→ Set task
Lines holding the string "styles" are the ones to copy from this listing.

— START Information provided —

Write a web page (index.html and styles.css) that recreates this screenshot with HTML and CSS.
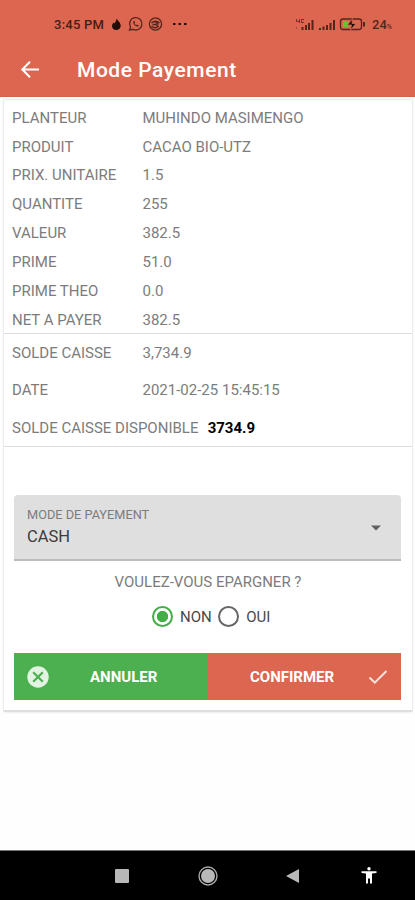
FILE: index.html
```html
<!DOCTYPE html>
<html lang="fr">
<head>
<meta charset="utf-8">
<title>Mode Payement</title>
<link rel="stylesheet" href="styles.css">
</head>
<body>
<header class="header">
  <div class="status">
    <span class="time">3:45 PM</span>
    <svg class="notifications" width="82" height="16" viewBox="0 0 82 16" fill="none" stroke="#54251c" stroke-width="1.3">
      <path d="M9.500 2.500C11 5 14 7 13.700 10C13.500 12.500 11.500 14 9.300 14C6.500 14 5 12 5 10C5 8.500 6 7.500 6.500 6.500L7.500 7.500C8.500 6 9.500 4.500 9.500 2.500Z" fill="#210e0a" stroke="none"/>
      <path d="M22.500 14.200L23.500 11A6.200 6.200 0 1 1 26 13.300Z"/>
      <path d="M26.300 5.200C25.500 7.500 28.500 11 31.400 10.500L31.700 9.300L30 8.500L29 9.200L27.500 7.500L28 6.500L27.400 5.100Z" fill="#54251c" stroke="none"/>
      <circle cx="48.500" cy="8" r="6.100"/>
      <path d="M44.500 7Q48.500 3.500 52.500 7M44.500 10Q48.500 13.500 51.500 10M45.500 8.500H49L51.500 11M48.500 6L51.500 8.500"/>
      <path d="M66 8h2.500M71.500 8H74M77 8h2.500" stroke="#210e0a" stroke-width="2"/>
    </svg>
    <svg class="device" width="76" height="16" viewBox="0 0 76 16">
      <g fill="#54251c">
        <path d="M2 3h1v2h2V3h1v4H5V6H2zM7 3h3v1H8v2h2v1H7z" opacity=".75"/>
        <path d="M2 11h1v2H2z" opacity=".4"/>
        <path d="M7.500 11h2v3h-2zM11 9h2v5h-2zM14 7h2v7h-2zM17.500 4h2v10h-2z"/>
        <path d="M25 12h2v2h-2zM28.500 10.500h2V14h-2zM32 9h2v5h-2zM35.500 7h2v7h-2zM39 4h2v10h-2z"/>
      </g>
      <rect x="46.500" y="3" width="21" height="10.500" rx="2.500" fill="none" stroke="#54251c" stroke-width="1.300"/>
      <path d="M69 6h2v4.500h-2z" fill="#54251c"/>
      <path d="M49 5.300h5.500v6H49z" fill="#68c332"/>
      <path d="M58.500 2.500L53.500 9h4l-1 5L62 7.500h-4z" fill="#210e0a" stroke="#dd6650" stroke-width=".8"/>
    </svg>
    <span class="charge">24<small>%</small></span>
  </div>
  <div class="appbar">
    <svg class="back" width="20" height="20" viewBox="0 0 20 20" fill="none" stroke="#fff" stroke-width="2"><path d="M19 9.500H2.500M10 1.800L2.300 9.500L10 17.200"/></svg>
    <h1>Mode Payement</h1>
  </div>
</header>
<main class="card">
  <dl class="details">
    <dt>PLANTEUR</dt><dd>MUHINDO MASIMENGO</dd>
    <dt>PRODUIT</dt><dd>CACAO BIO-UTZ</dd>
    <dt>PRIX. UNITAIRE</dt><dd>1.5</dd>
    <dt>QUANTITE</dt><dd>255</dd>
    <dt>VALEUR</dt><dd>382.5</dd>
    <dt>PRIME</dt><dd>51.0</dd>
    <dt>PRIME THEO</dt><dd>0.0</dd>
    <dt>NET A PAYER</dt><dd>382.5</dd>
  </dl>
  <section class="balance">
    <dl class="details loose">
      <dt>SOLDE CAISSE</dt><dd>3,734.9</dd>
      <dt>DATE</dt><dd>2021-02-25 15:45:15</dd>
    </dl>
    <p class="available">SOLDE CAISSE DISPONIBLE <strong>3734.9</strong></p>
  </section>
  <div class="select">
    <div>
      <div class="select-label">MODE DE PAYEMENT</div>
      <div class="select-value">CASH</div>
    </div>
    <svg width="10" height="6" viewBox="0 0 10 6"><path d="M0 .500h10L5 5.500z" fill="#606060"/></svg>
  </div>
  <p class="question">VOULEZ-VOUS EPARGNER ?</p>
  <div class="options">
    <span class="radio checked"></span><span class="option">NON</span>
    <span class="radio"></span><span class="option">OUI</span>
  </div>
  <div class="actions">
    <div class="button cancel">
      <svg width="22" height="22" viewBox="0 0 22 22"><circle cx="11" cy="11" r="10.700" fill="#e3f3e3"/><path d="M6.200 6.200l9.600 9.600M15.800 6.200l-9.600 9.600" stroke="#4caf50" stroke-width="2.200"/></svg>
      <span>ANNULER</span>
    </div>
    <div class="button confirm">
      <span>CONFIRMER</span>
      <svg width="20" height="16" viewBox="0 0 20 16"><path d="M1.500 8.500L6.800 13.700L18.500 2" fill="none" stroke="#fbe3dc" stroke-width="2"/></svg>
    </div>
  </div>
</main>
<nav class="navbar">
  <svg width="14" height="14" viewBox="0 0 14 14"><rect width="14" height="14" rx="1" fill="#b8b8b8"/></svg>
  <svg width="20" height="20" viewBox="0 0 20 20"><circle cx="10" cy="10" r="9" fill="none" stroke="#a8a8a8" stroke-width="1.400"/><circle cx="10" cy="10" r="7" fill="#b8b8b8"/></svg>
  <svg width="13" height="14" viewBox="0 0 13 14"><path d="M0 7L13 0V14z" fill="#b8b8b8"/></svg>
  <svg width="16" height="17" viewBox="0 0 16 17" fill="#fff"><circle cx="8" cy="1.800" r="1.700"/><path d="M.5 4.200h15v1.700l-4.500.5V16.500H9V11.500H7V16.500H5V6.400L.5 5.900z"/></svg>
</nav>
</body>
</html>
```
FILE: styles.css
```css
* { box-sizing: border-box; }
body {
  margin: 0;
  height: 900px;
  display: flex;
  flex-direction: column;
  background: #fefefe;
  font-family: Roboto, sans-serif;
  color: #7c7c7c;
  overflow: hidden;
}
h1, p, dl, dd { margin: 0; }
svg { display: block; flex: none; }
.header {
  height: 97px;
  flex: none;
  background: #dd6650;
  border-bottom: 1px solid #d5644f;
}
.status {
  height: 48px;
  padding-left: 54px;
  display: flex;
  align-items: center;
  color: #54251c;
}
.time { width: 52px; font-size: 13px; font-weight: 500; letter-spacing: .25px; color: #45201a; white-space: nowrap; }
.notifications { margin-left: 1px; }
.device { margin-left: 105px; }
.charge { margin-left: 2px; font-size: 13px; letter-spacing: 0; font-weight: 500; }
.charge small { font-size: 7px; }
.appbar { height: 44px; padding-left: 20px; display: flex; align-items: center; }
.appbar h1 {
  margin-left: 37px;
  color: #fff;
  font-size: 21px;
  font-weight: 500;
  letter-spacing: .54px;
  line-height: 24px;
}
.card {
  height: 613px;
  flex: none;
  margin: 2px 2px 0 3px;
  border: 1px solid #ececec;
  border-bottom: 2px solid #dedede;
  border-radius: 2px;
  background: #fff;
  box-shadow: 0 1px 2px #eee;
}
.details {
  display: grid;
  grid-template-columns: 130.500px 1fr;
  grid-auto-rows: 28.850px;
  align-items: center;
  padding: 3.300px 8px 0;
  font-size: 15px;
  height: 233px;
}
.balance {
  height: 114px;
  border-top: 1px solid #dedede;
  border-bottom: 1px solid #dedede;
}
.loose { height: 75px; padding-top: 0; grid-auto-rows: 37.500px; }
.available { padding-left: 8px; font-size: 15px; line-height: 38px; white-space: nowrap; }
.available strong { margin-left: 5.500px; color: #000; }
.select {
  height: 66px;
  margin: 48px 11px 0 10px;
  padding: 1px 20px 0 13px;
  display: flex;
  justify-content: space-between;
  align-items: center;
  background: #dfdfdf;
  border-bottom: 2px solid #bcbcbc;
  border-radius: 4px 4px 0 0;
}
.select-label { font-size: 12.750px; line-height: 18px; }
.select-value { font-size: 16.500px; line-height: 26px; color: #3c3c3c; }
.question { margin-top: 11px; text-align: center; font-size: 15px; line-height: 20px; }
.options { height: 30px; margin-top: 9px; padding-left: 148px; display: flex; align-items: center; font-size: 15px; color: #484848; }
.radio { width: 21px; height: 21px; border: 2px solid #666; border-radius: 50%; }
.checked { border-color: #43ad48; background: radial-gradient(circle, #43ad48 5.300px, #fff 6px); }
.option { margin: 1px 6.500px 0 7px; }
.actions { height: 47px; margin: 22px 11px 0 10px; display: grid; grid-template-columns: 194px 1fr; }
.button { display: flex; align-items: center; color: #fff; font-size: 15px; font-weight: 700; }
.cancel { background: #4caf50; padding-left: 12.500px; }
.cancel span { margin-left: 41.500px; }
.confirm { background: #dd6650; padding: 0 13px 0 42px; justify-content: space-between; }
.navbar {
  height: 50px;
  margin-top: auto;
  padding-left: 115px;
  background: #000;
  border-top: 1px solid #777;
  display: grid;
  grid-template-columns: 83px 88px 75px 16px;
  align-items: center;
}
```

— END Information provided —

→ Response
Write a web page (index.html and styles.css) that recreates this screenshot with HTML and CSS.
<link rel="stylesheet" href="styles.css">
FILE: styles.css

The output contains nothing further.